Frasier Crane at the end of Frasier is beagle-eyed, a man without a country. Frasier Crane at the end of Frasier is standing at his balcony windows, nested high in the Elliot Bay Towers, gazing out at a rain which seeks to cleanse everything. Frasier Crane is saying goodbye to his functionally childless tribe, goodbye to all that, goodbye to Seattle and hello to Chicago, chasing after a blonde and comely matchmaker. “Match made!” he chuckles. Frasier Crane could have been on television in San Francisco, but no! Fame is no longer the siren it once was. Frasier Crane must now lay naked and prostrate at the altar of love! Frasier Crane at the end of Frasier is a slightly less horrible person than he once was, or so they would have us believe. “What we regret most,” Frasier Crane says, “is the chances we never took.”

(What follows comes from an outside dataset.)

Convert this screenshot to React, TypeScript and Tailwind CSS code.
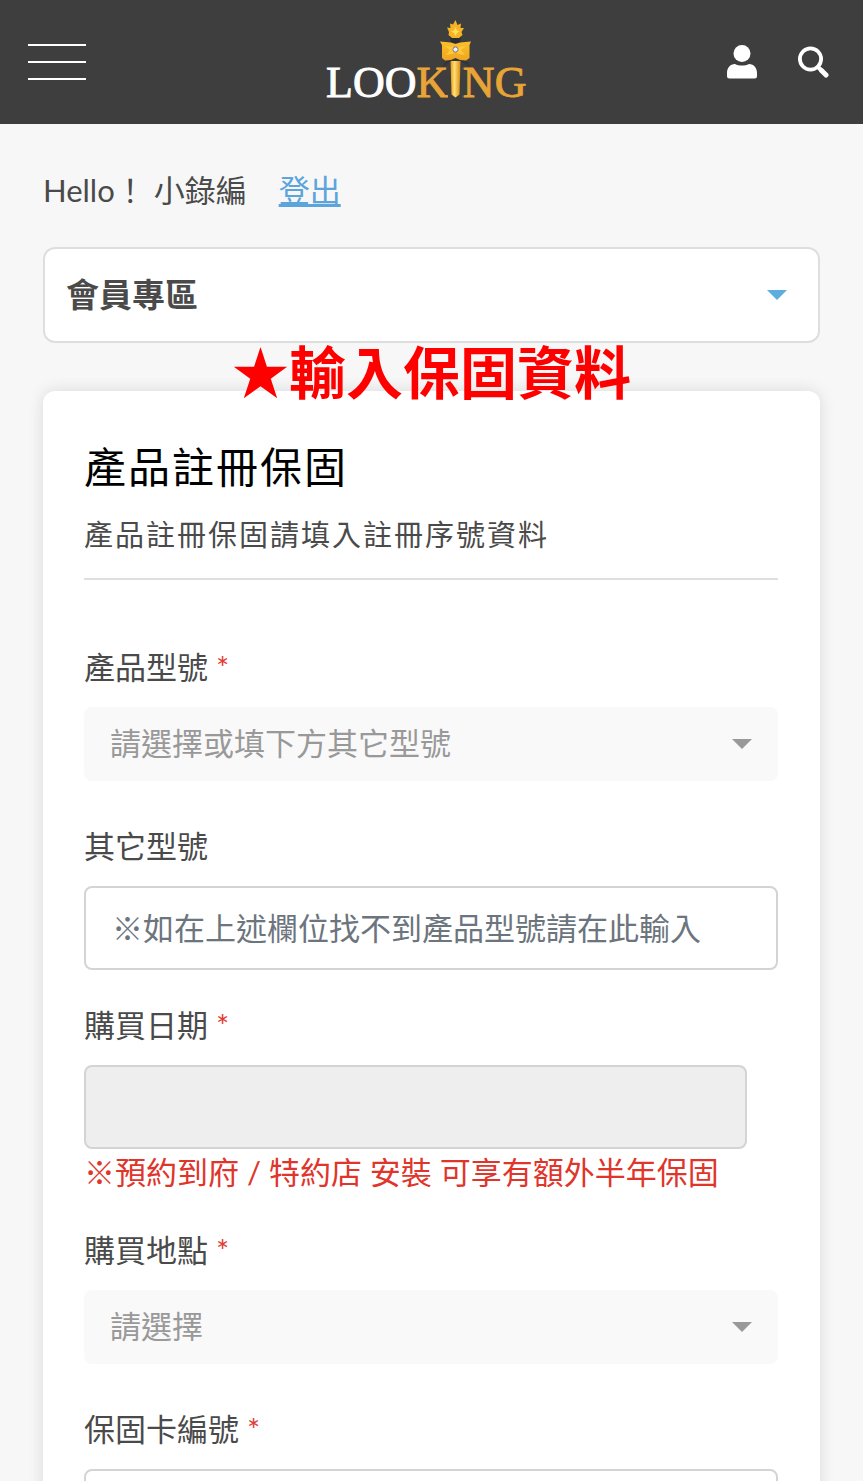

Amanda at the end of Frasier is 31; winter is giving up, and so hibernation is no longer excusable. When finally, after the long cold there is a beautiful day, whose warmth licks so sweetly at the tender crocus stalks? When finally, after winter there is a beautiful day, so beautiful it heats Chicagoan cockles and people at last do something more than grimace like teenagers? When finally, after winter, there is a day so beautiful that the red buds burst into blossom and barbecue smoke invokes skyscraper-high memories of backyard parties and sips of beer, of being younger and youngest and when rolling down a hill was a halcyon errand of acceptable ego? Oh Frasier Crane, will you explain to Amanda we cannot hope for what we had once, nor what we thought we’d have by now? No you can't, for Amanda is a horrible person, for she only wants another day as beautiful as this.